For a taste of that black gold”

(Dr. John, “Black Gold”)

 

Non solo Nola, ma, rimanendo comunque in argomenti direttamente correlati alla politica, Dr. John in “Black Gold” analizza anche la guerra in Iraq, specificando con grande chiarezza quanto le motivazioni siano sempre le stesse a causare un conflitto, ovvero la sete di potere, in tal caso la sete per quell’oro nero, il petrolio, che spinge il suo Paese a intromettersi nelle vicende di altri Stati. Una situazione quanto mai contingente, che si riflette pure negli attacchi, e qui torniamo alla difesa di New Orleans, di “Say Whut” e “We Gettin’ There”, funk pigro ben sostenuto da un piano elettrico e la tromba di Terence Blanchard (presente anche in “Land Grab”) a svisare in lungo e in largo con la solita raffinatezza.

 

«Nel mio album del 2008, City That Care Forgot, c'è una canzone intitolata “My People Need a Second Line”. Penso che all’epoca del disastro di Katrina avrebbero dovuto consentire alla gente di partecipare alle marce funebri per ricordare tutte le persone che non sono più tra noi».

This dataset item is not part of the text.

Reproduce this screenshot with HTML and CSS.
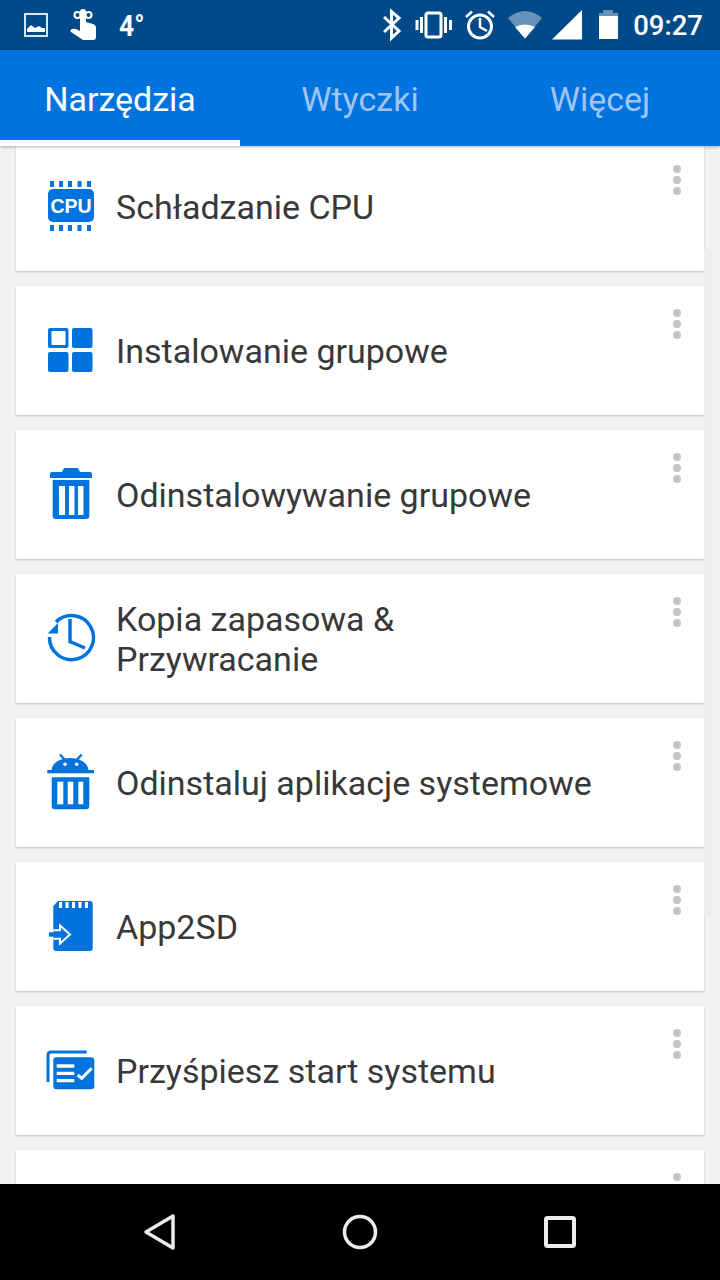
FILE: index.html
```html
<!DOCTYPE html>
<html>
    <head>
        <meta charset="utf-8">
        <title>Narzędzia</title>

        <link rel="stylesheet" href="styles.css">
    </head>

    <body>
        <div class="app">
            <div class="status-bar">
                <svg class="picture-icon" width="24" height="24" viewBox="0 0 24 24">
                    <rect x="1" y="1" width="22" height="22" fill="none" stroke="#d5e6f7" stroke-width="2"/>
                    <path d="M3 19 V16 L7 12 L11 15 L15 13 L18 15 L21 15 V19 Z" fill="#fff"/>
                </svg>
                <svg class="hand-icon" width="28" height="32" viewBox="0 0 28 32">
                    <circle cx="7.500" cy="6" r="3" fill="none" stroke="#fff" stroke-width="2"/>
                    <circle cx="18.500" cy="6" r="3" fill="none" stroke="#fff" stroke-width="2"/>
                    <path d="M10 3 a3 3 0 0 1 6 0 V13 L23 15 Q26 16 26 19 V28 Q26 31 23 31 H13 L1 23 Q-0.500 21 2 20 Q5 19 10 22 Z" fill="#fff"/>
                </svg>
                <span class="temperature">4°</span>
                <svg class="status-icons" width="235" height="50" viewBox="384 0 235 50">
                    <path d="M385 17 L400 31 L392.5 38 V11.5 L400 18 L385 32" fill="none" stroke="#fff" stroke-width="3"/>
                    <rect x="427" y="13" width="15" height="24" rx="2" fill="none" stroke="#fff" stroke-width="3"/>
                    <path d="M418 20 V30 M422.500 17 V33 M446.500 17 V33 M451.500 20 V30" stroke="#fff" stroke-width="3"/>
                    <circle cx="481" cy="26.500" r="11.500" fill="none" stroke="#fff" stroke-width="3"/>
                    <path d="M481 18 V27 L488 31 M467 17 L473 11.500 M489 11.500 L495 17" fill="none" stroke="#fff" stroke-width="2.500"/>
                    <path d="M509 18 Q526 4 543 18 L526 38.500 Z" fill="#fff" opacity="0.4"/>
                    <path d="M516 27 Q526 22 536 27 L526 38.500 Z" fill="#fff"/>
                    <path d="M553 39.500 H583 V10 Z" fill="#fff"/>
                    <path d="M604 13 V10 H614 V13 H619 V16 H600 V13 Z" fill="#fff" opacity="0.4"/>
                    <rect x="600" y="16" width="19" height="23" fill="#fff"/>
                </svg>
                <span class="clock">09:27</span>
            </div>

            <div class="tabs">
                <div class="tab tab-active">Narzędzia</div>
                <div class="tab">Wtyczki</div>
                <div class="tab">Więcej</div>
            </div>

            <div class="list">
                <div class="card">
                    <svg class="card-icon" viewBox="0 0 50 50">
                        <rect x="2" y="8" width="46" height="33" rx="5"/>
                        <path d="M4 0 h4 v6 h-4 z M13 0 h4 v6 h-4 z M22 0 h4 v6 h-4 z M31.500 0 h4 v6 h-4 z M41 0 h4 v6 h-4 z M4 44 h4 v6 h-4 z M13 44 h4 v6 h-4 z M22 44 h4 v6 h-4 z M31.500 44 h4 v6 h-4 z M41 44 h4 v6 h-4 z"/>
                        <text class="cpu-label" x="25" y="31.500">CPU</text>
                    </svg>
                    <div class="card-title">Schładzanie CPU</div>
                    <div class="dots"><i></i><i></i><i></i></div>
                </div>

                <div class="card">
                    <svg class="card-icon" viewBox="0 0 50 50">
                        <rect x="2" y="3" width="20.500" height="20" rx="2"/>
                        <rect x="26" y="3" width="20.500" height="20" rx="2"/>
                        <rect x="2" y="27" width="20.500" height="20" rx="2"/>
                        <rect x="26" y="27" width="20.500" height="20" rx="2"/>
                        <rect class="white" x="5.500" y="6" width="14" height="14" rx="1"/>
                    </svg>
                    <div class="card-title">Instalowanie grupowe</div>
                    <div class="dots"><i></i><i></i><i></i></div>
                </div>

                <div class="card">
                    <svg class="card-icon" viewBox="0 0 50 50">
                        <path d="M4 9 V5 Q4 3 6 3 H16 L18 -1 H32 L34 3 H44 Q46 3 46 5 V9 Z"/>
                        <path d="M6.700 11 H43.300 V47 Q43.300 50 40 50 H10 Q6.700 50 6.700 47 Z"/>
                        <rect class="white" x="13" y="17" width="6" height="29"/>
                        <rect class="white" x="23" y="17" width="5.500" height="29"/>
                        <rect class="white" x="32" y="17" width="5.500" height="29"/>
                    </svg>
                    <div class="card-title">Odinstalowywanie grupowe</div>
                    <div class="dots"><i></i><i></i><i></i></div>
                </div>

                <div class="card">
                    <svg class="card-icon" viewBox="0 0 50 50">
                        <path class="line" d="M3.500 24 A22 22 0 1 0 10 9" stroke-width="3.500"/>
                        <path class="line" d="M24 6 V28.700 L39 35" stroke-width="3.500"/>
                        <path d="M12 10 V20.500 H1.700 Z"/>
                    </svg>
                    <div class="card-title">Kopia zapasowa &amp;<br>Przywracanie</div>
                    <div class="dots"><i></i><i></i><i></i></div>
                </div>

                <div class="card">
                    <svg class="card-icon" viewBox="0 0 50 50">
                        <path d="M5.700 13 A18.300 12 0 0 1 42.300 13 Z"/>
                        <rect x="1.300" y="13" width="46.700" height="3.300"/>
                        <path class="line" d="M14 -2.500 L19 3 M35.700 -2.500 L30.700 3" stroke-width="2.500"/>
                        <circle class="white" cx="19" cy="7.300" r="1.800"/>
                        <circle class="white" cx="30.700" cy="7.300" r="1.800"/>
                        <path d="M5.700 20.300 H43.300 V49 Q43.300 52.300 40 52.300 H9 Q5.700 52.300 5.700 49 Z"/>
                        <rect class="white" x="11.300" y="24.700" width="6" height="22.600"/>
                        <rect class="white" x="21.700" y="24.700" width="5.600" height="22.600"/>
                        <rect class="white" x="32.300" y="24.700" width="5" height="22.600"/>
                    </svg>
                    <div class="card-title">Odinstaluj aplikacje systemowe</div>
                    <div class="dots"><i></i><i></i><i></i></div>
                </div>

                <div class="card">
                    <svg class="card-icon" viewBox="0 0 50 50">
                        <path d="M12 0 H44 Q46.700 0 46.700 3 V47 Q46.700 50 44 50 H10 Q7.300 50 7.300 47 V5 Z"/>
                        <path class="white" d="M13 1 h3 v6 h-3 z M19.500 1 h3 v6 h-3 z M26 1 h3 v6 h-3 z M32.500 1 h3 v6 h-3 z M39 1 h3 v6 h-3 z"/>
                        <rect class="white" x="0" y="28" width="7.300" height="11"/>
                        <path d="M3 31.300 H15 V35.700 H3 Z"/>
                        <path d="M7.300 29.300 H14 V24.500 L24 33.500 L14 42.500 V37.700 H7.300" fill="none" stroke="#fff" stroke-width="2"/>
                    </svg>
                    <div class="card-title">App2SD</div>
                    <div class="dots"><i></i><i></i><i></i></div>
                </div>

                <div class="card">
                    <svg class="card-icon" viewBox="0 0 50 50">
                        <path class="line" d="M40.700 7 H5 Q2 7 2 10 V37" stroke-width="3"/>
                        <rect x="7.300" y="12.300" width="41" height="32" rx="3"/>
                        <path class="white" d="M10.700 19.300 H28.300 V22.700 H10.700 Z M10.700 26.700 H28.300 V30 H10.700 Z M10.700 34 H28.300 V37.300 H10.700 Z"/>
                        <path d="M31.700 30 L35.700 33.300 L45.700 23.300" fill="none" stroke="#fff" stroke-width="3"/>
                    </svg>
                    <div class="card-title">Przyśpiesz start systemu</div>
                    <div class="dots"><i></i><i></i><i></i></div>
                </div>

                <div class="card">
                    <div class="dots"><i></i><i></i><i></i></div>
                </div>

                <div class="scroll-thumb"></div>
            </div>

            <div class="nav-bar">
                <svg class="nav-icon" viewBox="0 0 40 40">
                    <path d="M6 20 L33 4 V36 Z" fill="none" stroke="#ececec" stroke-width="3.500" stroke-linejoin="round"/>
                </svg>
                <svg class="nav-icon" viewBox="0 0 40 40">
                    <circle cx="20" cy="20" r="15.500" fill="none" stroke="#ececec" stroke-width="3.500"/>
                </svg>
                <svg class="nav-icon" viewBox="0 0 40 40">
                    <rect x="6" y="6" width="28" height="28" rx="1.500" fill="none" stroke="#ececec" stroke-width="4"/>
                </svg>
            </div>
        </div>
    </body>
</html>
```

FILE: styles.css
```css
body{
    margin:0;
    font-family:Roboto, sans-serif;
}

.app{
    width:720px;
    height:1280px;
    display:flex;
    flex-direction:column;
    background-color:rgb(241, 241, 241);
    overflow:hidden;
}

.status-bar{
    height:50px;
    flex-shrink:0;
    display:flex;
    align-items:center;
    padding-left:24px;
    padding-right:17px;
    background-color:rgb(1, 74, 138);
    color:white;
}
.status-bar svg{
    flex-shrink:0;
}
.hand-icon{
    margin-left:22px;
}
.temperature{
    margin-left:21px;
    width:30px;
    font-size:30px;
    font-weight:bold;
    transform:scaleX(0.88);
    transform-origin:left center;
}
.status-icons{
    margin-left:auto;
}
.clock{
    margin-left:15px;
    font-size:27.5px;
    font-weight:500;
}

.tabs{
    height:96px;
    flex-shrink:0;
    display:flex;
    background-color:rgb(0, 116, 222);
    box-shadow:0 1px 3px rgba(0, 0, 0, 0.3);
    position:relative;
    z-index:1;
}
.tab{
    width:240px;
    height:96px;
    box-sizing:border-box;
    padding-top:2px;
    display:flex;
    align-items:center;
    justify-content:center;
    font-size:34px;
    color:rgb(160, 196, 244);
}
.tab-active{
    color:white;
    border-bottom:6px solid white;
    padding-top:8px;
}

.list{
    flex:1;
    min-height:0;
    position:relative;
    overflow:hidden;
    padding:0 16px;
    display:flex;
    flex-direction:column;
    gap:15px;
}
.card{
    height:129px;
    flex-shrink:0;
    display:flex;
    align-items:center;
    position:relative;
    padding-left:30px;
    background-color:white;
    box-shadow:0 1px 2px rgba(0, 0, 0, 0.2);
}
.card:first-child{
    margin-top:-4px;
}
.card-icon{
    width:50px;
    height:50px;
    flex-shrink:0;
    margin-right:20px;
    margin-bottom:1px;
    overflow:visible;
    fill:rgb(0, 115, 220);
}
.card-icon .white{
    fill:white;
}
.card-icon .line{
    fill:none;
    stroke:rgb(0, 115, 220);
}
.cpu-label{
    fill:white;
    font-family:"Liberation Sans", sans-serif;
    font-size:19.5px;
    font-weight:bold;
    text-anchor:middle;
}
.card-title{
    padding-top:1px;
    font-size:34px;
    line-height:40px;
    color:rgb(56, 56, 56);
}
.dots{
    position:absolute;
    top:23px;
    right:23px;
    display:flex;
    flex-direction:column;
    gap:3px;
}
.dots i{
    width:8px;
    height:8px;
    border-radius:50%;
    background-color:rgb(196, 196, 196);
}
.scroll-thumb{
    position:absolute;
    top:104px;
    right:8px;
    width:8px;
    height:665px;
    background-color:rgb(236, 236, 236);
}

.nav-bar{
    height:96px;
    flex-shrink:0;
    display:flex;
    align-items:center;
    justify-content:center;
    gap:160px;
    background-color:black;
    position:relative;
}
.nav-icon{
    width:40px;
    height:40px;
}
```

(da intervista a Rolling Stone, 2015).

 

“My People Need a Second Line” è una spettacolare traccia di musica con un inizio lento, un incipit dolente, atto a raffigurare il dolore di chi ha perso i propri cari. Il pezzo poi si apre improvvisamente al classico stile gioioso del Dixieland per alleviare lo spirito dei sofferenti e si rifà all’importanza, per i cittadini di questo luogo così speciale, delle bande che accompagnano i funerali. Un tripudio di fiati, capitanati dai rinomati fratelli James “12” Andrews e Troy “Trombone Shorty” Andrews, risuona nel commovente finale e spalanca le porte alla conclusiva “Save Our Wetlands”, perfetta chiusura con ospite Terrace Simien, pregiato artista zydeco.

Il brano è un altro momento caldo dell’opera, posto non a caso al termine del disco, ove John si affida infine a Dio, implorando misericordia per quelle terre bagnate ed evocando il potere salvifico e curatore della musica, “We got music to heal the heart, save our wetlands…save us from the storms”.

 

Dr. John ci ha lasciato nel Giugno 2019 improvvisamente, a causa di un maledetto infarto, lasciando un vuoto incolmabile. Rimangono la sua sterminata discografia, le sue comparsate in show televisivi e film di culto quali The Last Waltz e Blues Brothers 2000 a testimoniare l’arte di uno dei più grandi pianisti r&b di tutti i tempi, di un apprezzato songwriter che ha saputo mettersi in prima linea in difesa dei perdenti, come questo bellissimo City That Care Forgot certifica.